For some time now, two of Germany’s largest fintechs Raisin and Deposit Solutions have been operating against each other as rivals competing for space in the 20 trillion Euro European market. Both companies offered variations on deposit services and products for its consumers competing for marketshare. In a rare turn of events, both have decided to join forces to combat a more worthy opponent with shared strength, the U.S. Market.

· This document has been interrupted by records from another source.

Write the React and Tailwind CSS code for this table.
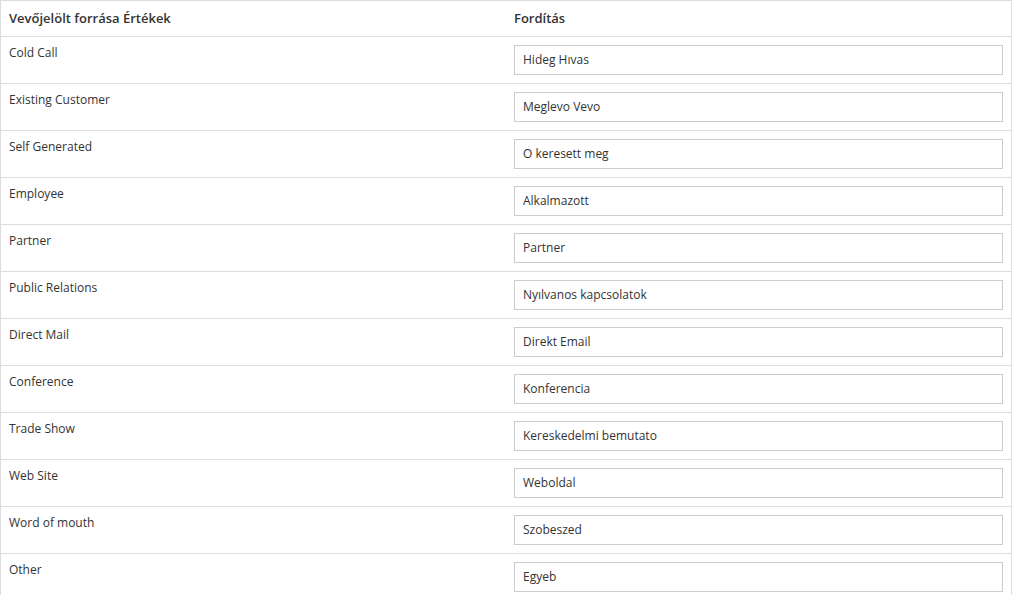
import React from 'react';

const rows = [
  ['Cold Call', 'Hideg Hıvas'],
  ['Existing Customer', 'Meglevo Vevo'],
  ['Self Generated', 'O keresett meg'],
  ['Employee', 'Alkalmazott'],
  ['Partner', 'Partner'],
  ['Public Relations', 'Nyılvanos kapcsolatok'],
  ['Direct Mail', 'Direkt Email'],
  ['Conference', 'Konferencia'],
  ['Trade Show', 'Kereskedelmi bemutato'],
  ['Web Site', 'Weboldal'],
  ['Word of mouth', 'Szobeszed'],
  ['Other', 'Egyeb'],
];

const App = () => {
  return (
    <div className="bg-white w-[1012px] font-['Open_Sans',sans-serif] text-[12px] text-[#333]">
      <table className="w-full border-collapse border border-[#ddd] table-fixed">
        <thead>
          <tr className="border-b border-[#ddd]">
            <th className="w-1/2 px-2 py-2 text-left text-[13px] font-semibold leading-[19px]">
              Vevőjelölt forrása Értékek
            </th>
            <th className="w-1/2 px-2 py-2 text-left text-[13px] font-semibold leading-[19px]">Fordítás</th>
          </tr>
        </thead>
        <tbody>
          {rows.map(([src, tr], idx) => (
            <tr key={idx} className="border-b border-[#ddd]">
              <td className="px-2 pt-[7px] pb-2 align-top leading-[17px]">{src}</td>
              <td className="px-2 py-2 align-top">
                <input
                  type="text"
                  defaultValue={tr}
                  className="block w-full h-[30px] px-2 pb-px border border-[#ccc] bg-white text-[12px] text-[#333] outline-none"
                />
              </td>
            </tr>
          ))}
        </tbody>
      </table>
    </div>
  );
};

export default App;
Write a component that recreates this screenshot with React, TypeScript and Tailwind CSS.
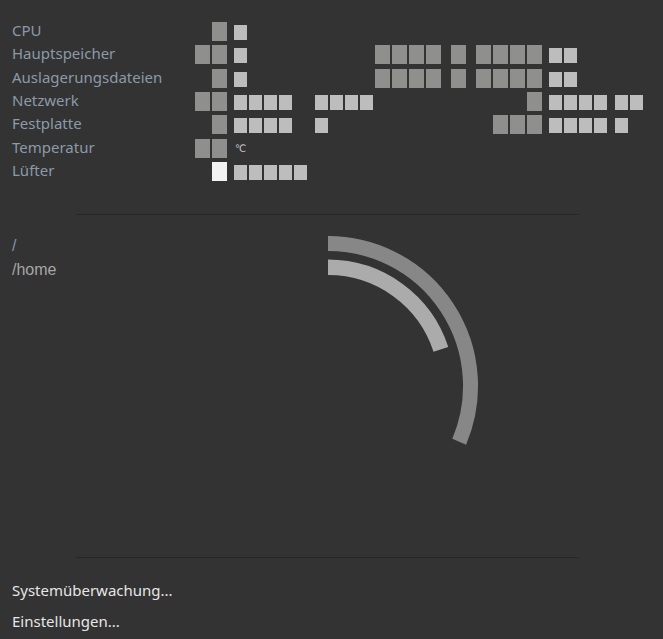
import React from 'react';

// Zeilen der Systemübersicht; Kästchen stehen für nicht darstellbare Glyphen
// L = großes Kästchen, W = weißes Kästchen, s = kleines Kästchen, c = ℃
// ' ' = schmale Lücke, '_' = breite Lücke
type Row = { label: string; left: string; s1: string; right: string; s2: string };

const rows: Row[] = [
    { label: 'CPU', left: 'L', s1: 's', right: '', s2: '' },
    { label: 'Hauptspeicher', left: 'LL', s1: 's', right: 'LLLL L LLLL', s2: 'ss' },
    { label: 'Auslagerungsdateien', left: 'L', s1: 's', right: 'LLLL L LLLL', s2: 'ss' },
    { label: 'Netzwerk', left: 'LL', s1: 'ssss_ssss', right: 'L', s2: 'ssss ss' },
    { label: 'Festplatte', left: 'L', s1: 'ssss_s', right: 'LLL', s2: 'ssss s' },
    { label: 'Temperatur', left: 'LL', s1: 'c', right: '', s2: '' },
    { label: 'Lüfter', left: 'W', s1: 'sssss', right: '', s2: '' },
];

const Blocks = ({ spec }: { spec: string }) => (
    <div className="flex items-start gap-[2px]">
        {spec.split('').map((ch, i) => {
            if (ch === 'L') return <div key={i} className="w-[15px] h-[19px] bg-[#8f8f8d]" />;
            if (ch === 'W') return <div key={i} className="w-[15px] h-[19px] bg-[#f3f3f3]" />;
            if (ch === 's') return <div key={i} className="w-[13px] h-[15px] mt-[3px] bg-[#bdbdbd]" />;
            if (ch === 'c')
                return (
                    <span key={i} className="ml-[1px] mt-[3px] text-[10px] leading-[14px] text-[#c8c8c8] font-['DejaVu_Sans',sans-serif]">
                        ℃
                    </span>
                );
            if (ch === '_') return <div key={i} className="w-[19px]" />;
            return <div key={i} className={spec.includes('L') ? 'w-[6px]' : 'w-[4px]'} />;
        })}
    </div>
);

export default function App() {
    return (
        <div className="w-[663px] h-[639px] bg-[#333333] flex flex-col font-['Noto_Sans',sans-serif] overflow-hidden">
            <div className="h-[214px] pt-[22px] flex flex-col">
                {rows.map((r) => (
                    <div key={r.label} className="h-[23.33px] flex items-start pl-[12px]">
                        <div className="w-[215px] flex items-start justify-between">
                            <span className="text-[15px] leading-[16px] text-[#8b9aa9]">{r.label}</span>
                            <Blocks spec={r.left} />
                        </div>
                        <div className="w-[315px] pl-[7px] flex items-start">
                            <Blocks spec={r.s1} />
                            <div className="ml-auto">
                                <Blocks spec={r.right} />
                            </div>
                        </div>
                        <div className="pl-[7px]">
                            <Blocks spec={r.s2} />
                        </div>
                    </div>
                ))}
            </div>

            <div className="ml-[76px] w-[503px] h-px bg-[#272727]" />

            <div className="h-[342px] flex items-start pl-[12px]">
                <div className="w-[308px] pt-[19px] flex flex-col font-['Liberation_Sans',Arial,sans-serif] text-[16px] leading-[23.5px]">
                    <span className="text-[#8094ab]">/</span>
                    <span className="text-[#a6a6a6]">/home</span>
                </div>
                <svg width="170" height="230" viewBox="0 0 170 230" className="mt-[13px]">
                    <path d="M 8 15.5 A 142.5 142.5 0 0 1 139.2 213.7" fill="none" stroke="#878787" strokeWidth="15" />
                    <path d="M 8 39.3 A 118.7 118.7 0 0 1 120.9 121.3" fill="none" stroke="#ababab" strokeWidth="15.5" />
                </svg>
            </div>

            <div className="ml-[76px] w-[503px] h-px bg-[#272727]" />

            <div className="pt-[17px] pl-[12px] flex flex-col text-[15px] leading-[31px] text-[#e6e6e6]">
                <span>Systemüberwachung...</span>
                <span>Einstellungen...</span>
            </div>
        </div>
    );
}
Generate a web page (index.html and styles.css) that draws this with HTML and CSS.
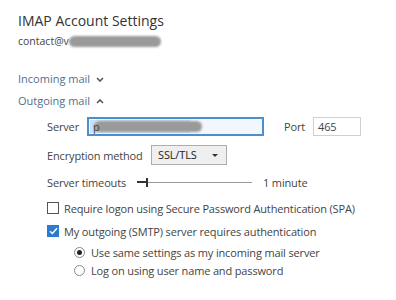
FILE: index.html
```html
<!DOCTYPE html>
<html lang="en">
<head>
  <meta charset="UTF-8">
  <title>IMAP Account Settings</title>
  <link rel="stylesheet" href="styles.css">
</head>
<body>
  <div class="page">
    <h1>IMAP Account Settings</h1>
    <div class="account">contact@v<span class="blur blur-account"></span></div>

    <div class="section-head">Incoming mail
      <svg class="chev" width="8" height="5" viewBox="0 0 8 5"><path d="M1 1 L4 4 L7 1" fill="none" stroke="#555" stroke-width="1.6"/></svg>
    </div>
    <div class="section-head open">Outgoing mail
      <svg class="chev" width="8" height="5" viewBox="0 0 8 5"><path d="M1 4 L4 1 L7 4" fill="none" stroke="#555" stroke-width="1.6"/></svg>
    </div>

    <div class="settings">
      <div class="row">
        <label class="lbl short">Server</label>
        <div class="input server"><span class="sel"></span><span class="blur blur-server"></span><span class="ch">p</span></div>
        <label class="port-lbl">Port</label>
        <div class="input port">465</div>
      </div>
      <div class="row enc">
        <label class="lbl">Encryption method</label>
        <div class="select">SSL/TLS <span class="arrow"></span></div>
      </div>
      <div class="row">
        <label class="lbl">Server timeouts</label>
        <div class="slider"><span class="thumb"></span></div>
        <span class="value">1 minute</span>
      </div>
      <div class="check-row first">
        <span class="box"></span>
        Require logon using Secure Password Authentication (SPA)
      </div>
      <div class="check-row">
        <span class="box checked">
          <svg width="9" height="8" viewBox="0 0 9 8"><path d="M1 4.2 L3.4 6.5 L8 1.3" fill="none" stroke="#fff" stroke-width="1.5"/></svg>
        </span>
        My outgoing (SMTP) server requires authentication
      </div>
      <div class="radio-row">
        <span class="radio on"></span>
        Use same settings as my incoming mail server
      </div>
      <div class="radio-row">
        <span class="radio"></span>
        Log on using user name and password
      </div>
    </div>
  </div>
</body>
</html>
```

FILE: styles.css
```css
body {
  margin: 0;
  background: #fff;
  font-family: 'Open Sans', 'Noto Sans', sans-serif;
  color: #444;
}
.page {
  padding: 10px 18px;
}
h1 {
  margin: 0;
  font-size: 14px;
  font-weight: normal;
  color: #333;
  line-height: 22px;
}
.account {
  font-size: 10.5px;
  color: #444;
  margin-top: 2px;
  display: flex;
  align-items: center;
}
.blur {
  display: inline-block;
  background: #9a9a9a;
  border-radius: 6px;
  filter: blur(1px);
}
.blur-account {
  width: 92px;
  height: 11px;
}
.section-head {
  font-size: 11px;
  color: #52708c;
  margin-top: 23px;
  line-height: 16px;
  display: flex;
  align-items: center;
}
.section-head.open {
  margin-top: 6px;
}
.chev {
  margin-left: 6px;
}
.settings {
  padding-left: 29px;
  font-size: 11px;
  letter-spacing: -0.15px;
  color: #444;
}
.row {
  display: flex;
  align-items: center;
  height: 20px;
  margin-top: 7px;
}
.row.enc {
  margin-top: 9px;
}
.lbl {
  width: 104px;
}
.lbl.short {
  width: 40px;
}
.input {
  height: 17px;
  border: 1px solid #cfcfcf;
  font-size: 11px;
  line-height: 17px;
  padding: 0 4px;
  box-sizing: content-box;
}
.server {
  position: relative;
  width: 165px;
  border: 2px solid #4a8fd0;
  height: 15px;
  line-height: 15px;
  background: #f1f7fd;
}
.sel {
  position: absolute;
  left: 1px; top: 1px; bottom: 1px;
  width: 100px;
  background: #cde2f7;
}
.blur-server {
  position: absolute;
  left: 5px; top: 2px;
  width: 108px;
  height: 11px;
}
.ch {
  position: relative;
}
.port-lbl {
  margin-left: 20px;
  margin-right: 8px;
}
.port {
  width: 38px;
}
.select {
  width: 62px;
  height: 18px;
  border: 1px solid #adadad;
  background: #efefef;
  padding: 0 6px;
  line-height: 18px;
  color: #222;
  position: relative;
}
.arrow {
  position: absolute;
  right: 8px; top: 8px;
  border-left: 3px solid transparent;
  border-right: 3px solid transparent;
  border-top: 3px solid #333;
}
.slider {
  position: relative;
  width: 115px;
  height: 1px;
  background: #999;
  margin-left: -14px;
}
.thumb {
  position: absolute;
  left: 9px; top: -4px;
  width: 2px;
  height: 9px;
  background: #333;
}
.slider::before {
  content: "";
  position: absolute;
  left: 0; top: -0.5px;
  width: 10px;
  height: 2px;
  background: #333;
}
.value {
  margin-left: 11px;
}
.check-row, .radio-row {
  display: flex;
  align-items: center;
  height: 18px;
  margin-top: 5px;
}
.check-row.first {
  margin-top: 7px;
}
.box {
  width: 10px;
  height: 10px;
  border: 1px solid #555;
  margin-right: 5px;
  display: flex;
  align-items: center;
  justify-content: center;
}
.box.checked {
  background: #2a7bd1;
  border-color: #2a7bd1;
}
.radio-row {
  padding-left: 27px;
  margin-top: 3px;
}
.radio-row + .radio-row {
  margin-top: 0;
}
.radio {
  width: 9px;
  height: 9px;
  border: 1px solid #888;
  border-radius: 50%;
  margin-right: 6px;
  position: relative;
}
.radio.on::after {
  content: "";
  position: absolute;
  left: 2px; top: 2px;
  width: 5px; height: 5px;
  border-radius: 50%;
  background: #222;
}
```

Under this new company, both groups will be creating a pan-European group linking banks with depositors. The new company will operate under the moniker Raison DS and will be based in Berlin servicing over 400 banking partners with over 500 employees. Speaking on the merger, Raisin’s chief executive Tamaz Georgadze shared that the deal will end a “continuous tug of war” that among many issues lead to “a lot of unnecessary duplication”. With combined forces each company will instead be able to focus on their strengths without worrying about keeping up with the other. The two companies will pool their resources, client base, and marketshare to offer improved products for their niche.
Speaking on this Deposit Solutions CEO Tim Sievers shared “Despite ten years of strong growth, we are both still small in absolute terms” adding that they wanted to “think bigger and create a European champion that can also play it big in the United States”. And indeed, they shall with this merger. In their respective histories, both companies had acquired sizeable investments from a stellar list of top investors that include Goldman Sachs and PayPal for Raisin, and Deutsche Bank and Peter Thiel for Deposit Solutions, among many others. The two combined firms have a total capital raise amount of 300 million euro from private investment.
As separate entities, both had already made moves to take on the U.S. market. Like Sievers shared, as much smaller entities, their impact will be smaller and slower in the massive U.S. market which represents a $17 trillion opportunity. Together they can strengthen their hold of the European market and make a considered and consolidated effort to take a chunk out of the U.S. as a ‘European champion’ fintech in the deposits space. With this combined company both have shared that they intend to establish Open Banking as an industry standard in the global deposits business.
Whilst both companies have not shared their combined growth, they both asserted that they have steadily grown over the past two years. The combined company will also be operating out of New York, London, Manchester, and Madrid.